Async Request-Reply System Architecture
graph LR
Client["Client<br/><i>Web/Mobile App</i>"] -->|"1. POST /api/job<br/>{params}"| LB["Load Balancer"]
LB --> API["API Gateway<br/><i>Validates & assigns ID</i>"]
API -->|"2. Publish message<br/>{correlation_id, params}"| Queue[("Message Queue<br/><i>SQS/RabbitMQ</i>")]
API -->|"3. Insert status<br/>{id, PENDING}"| StatusDB[("Status Database<br/><i>PostgreSQL</i>")]
API -.->|"4. 202 Accepted<br/>{id, status_url}"| Client
Queue -->|"5. Consume"| Worker1["Worker 1<br/><i>Processing</i>"]
Queue -->|"5. Consume"| Worker2["Worker 2<br/><i>Processing</i>"]
Queue -->|"5. Consume"| Worker3["Worker 3<br/><i>Processing</i>"]
Worker1 & Worker2 & Worker3 -->|"6. Update progress<br/>{id, PROCESSING, 45%}"| StatusDB
Worker1 & Worker2 & Worker3 -->|"7. Store result"| Blob[("Blob Storage<br/><i>S3/Azure Blob</i>")]
Worker1 & Worker2 & Worker3 -->|"8. Update final status<br/>{id, COMPLETED, result_url}"| StatusDB
Client -.->|"9. Poll: GET /api/job/{id}<br/>(every 1s, 2s, 4s...)"| API
API -->|"10. Query status"| StatusDB
API -.->|"11. Return status<br/>{status, progress, result_url}"| Client
Worker1 -.->|"12. Optional: POST webhook<br/>{id, result}"| Client
subgraph Frontend Layer
Client
LB
end
subgraph Backend Layer
API
Queue
Worker1
Worker2
Worker3
end
subgraph Storage Layer
StatusDB
Blob
end
Complete async request-reply architecture showing how components interact to decouple long-running operations from HTTP connections. The message queue enables horizontal scaling of workers while the status database provides a single source of truth for operation state.
How It Works
Step 1: Client Initiates Request. The client sends a POST request to initiate a long-running operation. For example, POST /api/reports with parameters for a complex analytics report. The API gateway validates the request and assigns a unique correlation ID (typically a UUID). Instead of processing the report synchronously, the gateway publishes a message to a queue with the correlation ID and request parameters, then immediately returns 202 Accepted with a response body like {"id": "550e8400-e29b-41d4-a716-446655440000", "status_url": "/api/reports/550e8400-e29b-41d4-a716-446655440000"}. This entire flow completes in under 100ms.

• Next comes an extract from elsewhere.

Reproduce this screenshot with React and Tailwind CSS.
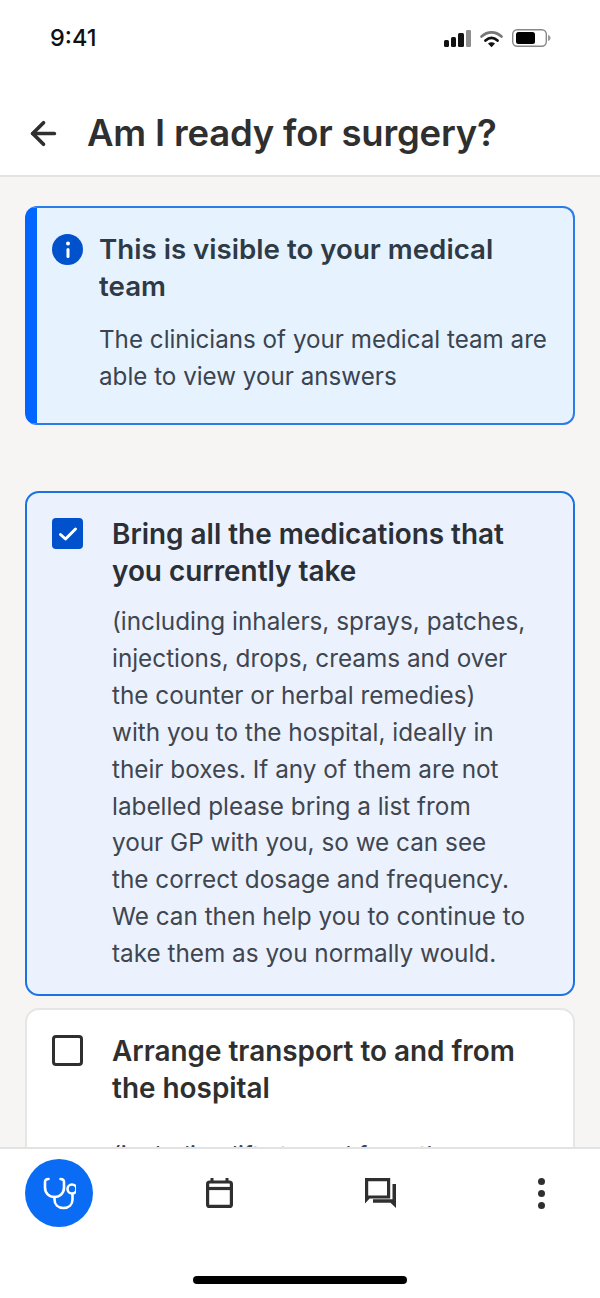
import { ArrowLeft } from "lucide-react";

function StatusIcons() {
  return (
    <svg width="108" height="22" viewBox="0 0 108 22" fill="none">
      <rect x="0" y="12" width="5" height="7" rx="1.500" fill="#111" />
      <rect x="7" y="9" width="5" height="10" rx="1.500" fill="#111" />
      <rect x="14" y="5" width="6" height="14" rx="1.500" fill="#111" />
      <rect x="22" y="2" width="5" height="17" rx="1.200" fill="#8e8e8e" />
      <path d="M37.500 8.500c6-5.500 14-5.500 20 0" stroke="#777" strokeWidth="2.600" strokeLinecap="round" />
      <path d="M41.500 12.500c3.800-3.300 8.200-3.300 12 0" stroke="#111" strokeWidth="2.800" strokeLinecap="round" />
      <path d="M44 15.500c2.200-1.700 4.800-1.700 7 0l-3.500 3.800z" fill="#111" />
      <rect x="68.700" y="1.700" width="33.600" height="16.600" rx="4.500" stroke="#888" strokeWidth="1.400" />
      <rect x="72" y="4" width="19" height="12" rx="2.500" fill="#000" />
      <path d="M104 7c1.800.5 2.500 1.600 2.500 3s-.7 2.500-2.500 3z" fill="#999" />
    </svg>
  );
}

function Checkbox({ checked }) {
  if (checked) {
    return (
      <div className="flex h-[31px] w-[31px] shrink-0 items-center justify-center rounded-[4px] bg-[#0052cc]">
        <svg width="20" height="16" viewBox="0 0 20 16" fill="none">
          <path d="M2.500 8.500l5 4.500 10-10" stroke="#fff" strokeWidth="3" strokeLinecap="round" strokeLinejoin="round" />
        </svg>
      </div>
    );
  }
  return <div className="h-[31px] w-[31px] shrink-0 rounded-[4px] border-[3px] border-[#2f2f2f] bg-white" />;
}

function Stethoscope() {
  return (
    <svg width="33" height="33" viewBox="0 0 33 33" fill="none" stroke="#fff" strokeWidth="2.600" strokeLinecap="round" strokeLinejoin="round">
      <path d="M5.500 2C3.200 2 2 3.200 2 5v5.500C2 16 6 20 11.500 20S21 16 21 10.500V5c0-1.800-1.200-3-3.500-3" />
      <path d="M11.500 20v2.500c0 5 3.500 8.500 9 8.500s9-3.500 9-8.500V17" />
      <circle cx="29" cy="12" r="4.500" />
    </svg>
  );
}

function CalendarIcon() {
  return (
    <svg width="27" height="30" viewBox="0 0 27 30" fill="none" stroke="#2f2f2f" strokeWidth="3.200">
      <rect x="1.600" y="4" width="23.800" height="24.400" rx="2" />
      <path d="M1.600 10.500h23.800" />
      <path d="M6 0v4M21 0v4" strokeWidth="3" />
    </svg>
  );
}

function ChatIcon() {
  return (
    <svg width="31" height="30" viewBox="0 0 31 30" fill="none">
      <path d="M1.600 21.500V1.600h22v17.400H4z" stroke="#2f2f2f" strokeWidth="3.200" />
      <path d="M27.500 6h3.500v24l-5.500-5.200H8v-3.500h19.500z" fill="#2f2f2f" />
    </svg>
  );
}

function Dots() {
  return (
    <div className="flex flex-col items-center gap-[5px]">
      <div className="h-[7px] w-[7px] rounded-full bg-[#2f2f2f]" />
      <div className="h-[7px] w-[7px] rounded-full bg-[#2f2f2f]" />
      <div className="h-[7px] w-[7px] rounded-full bg-[#2f2f2f]" />
    </div>
  );
}

export default function App() {
  return (
    <div className="flex h-[1298px] w-[600px] flex-col overflow-hidden bg-white font-['Inter','Noto_Sans',sans-serif]">
      <div className="flex h-[75px] shrink-0 items-start justify-between pl-[50px] pr-[48px] pt-[24px]">
        <span className="text-[23.500px] font-medium leading-[28px] text-[#111]">9:41</span>
        <div className="pt-[4px]">
          <StatusIcons />
        </div>
      </div>

      <div className="flex h-[102px] shrink-0 items-center gap-[25px] border-b-2 border-[#e3e3e3] pl-[25px] pt-[17px]">
        <ArrowLeft size={37} strokeWidth={2.400} color="#2f2f2f" />
        <h1 className="text-[36.500px] font-semibold tracking-[-0.2px] text-[#2f2f2f]">Am I ready for surgery?</h1>
      </div>

      <div className="flex min-h-0 flex-1 flex-col overflow-hidden bg-[#f6f5f3] px-[25px] pt-[29px]">
        <div className="flex shrink-0 gap-[16px] rounded-[12px] border-2 border-l-[12px] border-[#2a7de8] border-l-[#0066ff] bg-[#e7f2ff] pb-[28px] pl-[15px] pr-[18px] pt-[23px]">
          <div className="mt-[3px] flex h-[31px] w-[31px] shrink-0 items-center justify-center rounded-full bg-[#0052cc]">
            <svg width="6" height="18" viewBox="0 0 6 18" fill="#fff">
              <circle cx="3" cy="2.500" r="2" />
              <rect x="1.500" y="7" width="3" height="10" rx="1.500" />
            </svg>
          </div>
          <div>
            <h2 className="text-[27.700px] font-semibold leading-[37px] text-[#2e3a46]">This is visible to your medical team</h2>
            <p className="mt-[16px] text-[24.200px] leading-[37px] text-[#3a4450]">
              The clinicians of your medical team are able to view your answers
            </p>
          </div>
        </div>

        <div className="mt-[66px] flex shrink-0 gap-[29px] rounded-[14px] border-2 border-[#1a73e0] bg-[#ebf2fe] pb-[22px] pl-[25px] pr-[19px] pt-[23px]">
          <div className="pt-[2px]">
            <Checkbox checked />
          </div>
          <div>
            <h2 className="text-[27.900px] font-semibold leading-[37px] text-[#2b2f36]">
              Bring all the medications that
              <br />
              you currently take
            </h2>
            <p className="mt-[13px] text-[24.300px] leading-[36.900px] text-[#3f4650]">
              (including inhalers, sprays, patches,
              <br />
              injections, drops, creams and over
              <br />
              the counter or herbal remedies)
              <br />
              with you to the hospital, ideally in
              <br />
              their boxes. If any of them are not
              <br />
              labelled please bring a list from
              <br />
              your GP with you, so we can see
              <br />
              the correct dosage and frequency.
              <br />
              We can then help you to continue to
              <br />
              take them as you normally would.
            </p>
          </div>
        </div>

        <div className="mt-[12px] flex shrink-0 gap-[29px] rounded-[14px] border-2 border-[#e6e6e6] bg-white pb-[24px] pl-[25px] pr-[19px] pt-[23px]">
          <div className="pt-[2px]">
            <Checkbox />
          </div>
          <div>
            <h2 className="text-[27.900px] font-semibold leading-[37px] text-[#2f2f2f]">
              Arrange transport to and from
              <br />
              the hospital
            </h2>
            <p className="mt-[30px] text-[24.300px] leading-[36.900px] text-[#3f4650]">(including lifts to and from the hospital)</p>
          </div>
        </div>
      </div>

      <div className="flex h-[151px] shrink-0 flex-col border-t-2 border-[#e3e3e3] bg-white">
        <div className="flex items-center pl-[25px] pt-[10px]">
          <div className="flex h-[68px] w-[68px] items-center justify-center rounded-full bg-[#0a6cf5]">
            <Stethoscope />
          </div>
          <div className="ml-[113px]">
            <CalendarIcon />
          </div>
          <div className="ml-[132px]">
            <ChatIcon />
          </div>
          <div className="ml-[142px]">
            <Dots />
          </div>
        </div>
        <div className="mt-[49px] h-[8px] w-[214px] self-center rounded-full bg-black" />
      </div>
    </div>
  );
}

Step 2: Backend Processes Asynchronously. Worker processes consume messages from the queue and perform the actual work. For the report generation, this might involve querying multiple databases, aggregating data, and rendering a PDF. The worker updates a status table in the database as it progresses: PENDING → PROCESSING → COMPLETED or FAILED. The correlation ID serves as the primary key for tracking state. If processing fails, the worker can retry with exponential backoff or move the message to a dead-letter queue. The key insight: the original HTTP connection is long gone, but the correlation ID maintains the logical link.
Step 3: Client Retrieves Results (Polling). The client periodically calls GET /api/reports/550e8400-e29b-41d4-a716-446655440000 to check status. Early responses return {"status": "PROCESSING", "progress": 45}. When complete, the response includes {"status": "COMPLETED", "result_url": "/api/reports/550e8400-e29b-41d4-a716-446655440000/download"}. Clients typically use exponential backoff polling: check after 1s, 2s, 4s, 8s to balance responsiveness with server load. The status endpoint is cheap to serve—just a database lookup—so polling doesn’t create significant load.
Step 3 Alternative: Callback Webhooks. Instead of polling, the client can provide a callback URL in the initial request: {"callback_url": "https://client.com/webhooks/report-complete"}. When processing finishes, the backend POSTs results to this URL with the correlation ID. This eliminates polling overhead but requires clients to expose a publicly accessible endpoint and handle webhook security (signature verification, replay protection). Stripe uses this pattern extensively for payment processing—you initiate a payment and receive a webhook when it settles.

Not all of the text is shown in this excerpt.